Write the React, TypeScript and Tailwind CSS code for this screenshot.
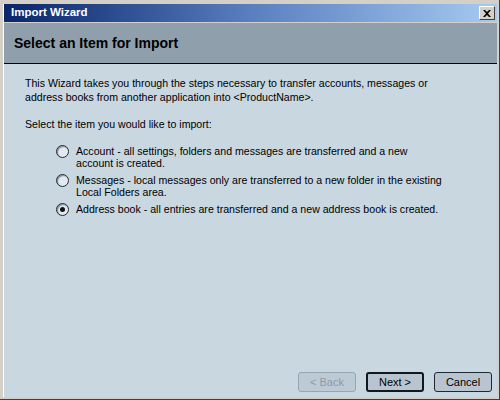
import React, { useState } from 'react';

const FONT = { fontFamily: '"Liberation Sans", Arial, sans-serif' };

const options = [
  {
    id: 'account',
    label: ['Account - all settings, folders and messages are transferred and a new', 'account is created.'],
  },
  {
    id: 'messages',
    label: ['Messages - local messages only are transferred to a new folder in the existing', 'Local Folders area.'],
  },
  {
    id: 'addressbook',
    label: ['Address book - all entries are transferred and a new address book is created.'],
  },
];

const Radio: React.FC<{ checked: boolean }> = ({ checked }) => (
  <span className="w-[13px] h-[13px] shrink-0 rounded-full border border-[#1f2a33] bg-[#e3eaef] shadow-[inset_1px_1px_1px_#7d8a94] flex items-center justify-center">
    {checked && <span className="w-[5px] h-[5px] rounded-full bg-[#111]" />}
  </span>
);

const WizardButton: React.FC<{ label: string; disabled?: boolean; isDefault?: boolean }> = ({
  label,
  disabled,
  isDefault,
}) => (
  <button
    disabled={disabled}
    className={
      'w-[58px] h-[20px] rounded-[3px] text-[11px] leading-none flex items-center justify-center ' +
      (disabled
        ? 'border border-[#98a6b4] bg-[#bccad5] text-[#8c9aa8]'
        : isDefault
        ? 'border-2 border-[#10171d] bg-[#b8c5d0] text-black'
        : 'border border-[#1f2930] bg-[#b8c5d0] text-black')
    }
  >
    {label}
  </button>
);

export default function App() {
  const [selected, setSelected] = useState('addressbook');

  return (
    <div
      className="w-[500px] h-[400px] bg-[#d4d0c8] pt-[4px] pl-[3px] pr-[2px] pb-[2px] border-r border-b border-[#404040] flex flex-col"
      style={FONT}
    >
      <div className="flex-1 flex flex-col border-l border-white min-h-0">
        {/* Title bar */}
        <div className="h-[18px] shrink-0 bg-gradient-to-r from-[#0a246a] via-[#5a7fc0] to-[#a6caf0] flex items-center justify-between pl-[7px] pr-[2px]">
          <span className="text-white font-bold text-[11.5px]">Import Wizard</span>
          <button className="w-[16px] h-[14px] bg-[#d4d0c8] border border-t-white border-l-white border-r-[#404040] border-b-[#404040] flex items-center justify-center">
            <svg width="8" height="7" viewBox="0 0 8 7">
              <path d="M0 0h2l2 2 2-2h2L5 3.5 8 7H6L4 5 2 7H0l3-3.5z" fill="#000" />
            </svg>
          </button>
        </div>

        <div className="h-px bg-[#d4d0c8] shrink-0" />

        {/* Header */}
        <div className="h-[41px] shrink-0 bg-[#8f9fac] border-b border-black flex items-center pl-[10px]">
          <span className="text-[14px] font-bold text-black">Select an Item for Import</span>
        </div>

        {/* Body */}
        <div className="flex-1 bg-[#c9d7e1] flex flex-col pl-[21px] pr-[5px] pt-[12px] pb-[5px] text-[10.6px] text-black">
          <p className="leading-[14px]">
            This Wizard takes you through the steps necessary to transfer accounts, messages or
            <br />
            address books from another application into &lt;ProductName&gt;.
          </p>
          <p className="mt-[13px] leading-[14px]">Select the item you would like to import:</p>

          <div className="mt-[14px] pl-[31px] flex flex-col gap-[5px]">
            {options.map((o) => (
              <label key={o.id} className="flex items-start gap-[7px]" onClick={() => setSelected(o.id)}>
                <Radio checked={selected === o.id} />
                <span className="leading-[12px]">
                  {o.label.map((l, i) => (
                    <span key={i} className="block">
                      {l}
                    </span>
                  ))}
                </span>
              </label>
            ))}
          </div>

          <div className="mt-auto flex justify-end gap-[10px]">
            <WizardButton label="< Back" disabled />
            <WizardButton label="Next >" isDefault />
            <WizardButton label="Cancel" />
          </div>
        </div>
      </div>
    </div>
  );
}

+---+

▶ [Given instruction]:
Return the whole listing, word for word, and leave out every picture.

▶ [Exercise output]:
Write the React, TypeScript and Tailwind CSS code for this screenshot.
import React, { useState } from 'react';

const FONT = { fontFamily: '"Liberation Sans", Arial, sans-serif' };

const options = [
  {
    id: 'account',
    label: ['Account - all settings, folders and messages are transferred and a new', 'account is created.'],
  },
  {
    id: 'messages',
    label: ['Messages - local messages only are transferred to a new folder in the existing', 'Local Folders area.'],
  },
  {
    id: 'addressbook',
    label: ['Address book - all entries are transferred and a new address book is created.'],
  },
];

const Radio: React.FC<{ checked: boolean }> = ({ checked }) => (
  <span className="w-[13px] h-[13px] shrink-0 rounded-full border border-[#1f2a33] bg-[#e3eaef] shadow-[inset_1px_1px_1px_#7d8a94] flex items-center justify-center">
    {checked && <span className="w-[5px] h-[5px] rounded-full bg-[#111]" />}
  </span>
);

const WizardButton: React.FC<{ label: string; disabled?: boolean; isDefault?: boolean }> = ({
  label,
  disabled,
  isDefault,
}) => (
  <button
    disabled={disabled}
    className={
      'w-[58px] h-[20px] rounded-[3px] text-[11px] leading-none flex items-center justify-center ' +
      (disabled
        ? 'border border-[#98a6b4] bg-[#bccad5] text-[#8c9aa8]'
        : isDefault
        ? 'border-2 border-[#10171d] bg-[#b8c5d0] text-black'
        : 'border border-[#1f2930] bg-[#b8c5d0] text-black')
    }
  >
    {label}
  </button>
);

export default function App() {
  const [selected, setSelected] = useState('addressbook');

  return (
    <div
      className="w-[500px] h-[400px] bg-[#d4d0c8] pt-[4px] pl-[3px] pr-[2px] pb-[2px] border-r border-b border-[#404040] flex flex-col"
      style={FONT}
    >
      <div className="flex-1 flex flex-col border-l border-white min-h-0">
        {/* Title bar */}
        <div className="h-[18px] shrink-0 bg-gradient-to-r from-[#0a246a] via-[#5a7fc0] to-[#a6caf0] flex items-center justify-between pl-[7px] pr-[2px]">
          <span className="text-white font-bold text-[11.5px]">Import Wizard</span>
          <button className="w-[16px] h-[14px] bg-[#d4d0c8] border border-t-white border-l-white border-r-[#404040] border-b-[#404040] flex items-center justify-center">
            <svg width="8" height="7" viewBox="0 0 8 7">
              <path d="M0 0h2l2 2 2-2h2L5 3.5 8 7H6L4 5 2 7H0l3-3.5z" fill="#000" />
            </svg>
          </button>
        </div>

        <div className="h-px bg-[#d4d0c8] shrink-0" />

        {/* Header */}
        <div className="h-[41px] shrink-0 bg-[#8f9fac] border-b border-black flex items-center pl-[10px]">
          <span className="text-[14px] font-bold text-black">Select an Item for Import</span>
        </div>

        {/* Body */}
        <div className="flex-1 bg-[#c9d7e1] flex flex-col pl-[21px] pr-[5px] pt-[12px] pb-[5px] text-[10.6px] text-black">
          <p className="leading-[14px]">
            This Wizard takes you through the steps necessary to transfer accounts, messages or
            <br />
            address books from another application into &lt;ProductName&gt;.
          </p>
          <p className="mt-[13px] leading-[14px]">Select the item you would like to import:</p>

          <div className="mt-[14px] pl-[31px] flex flex-col gap-[5px]">
            {options.map((o) => (
              <label key={o.id} className="flex items-start gap-[7px]" onClick={() => setSelected(o.id)}>
                <Radio checked={selected === o.id} />
                <span className="leading-[12px]">
                  {o.label.map((l, i) => (
                    <span key={i} className="block">
                      {l}
                    </span>
                  ))}
                </span>
              </label>
            ))}
          </div>

          <div className="mt-auto flex justify-end gap-[10px]">
            <WizardButton label="< Back" disabled />
            <WizardButton label="Next >" isDefault />
            <WizardButton label="Cancel" />
          </div>
        </div>
      </div>
    </div>
  );
}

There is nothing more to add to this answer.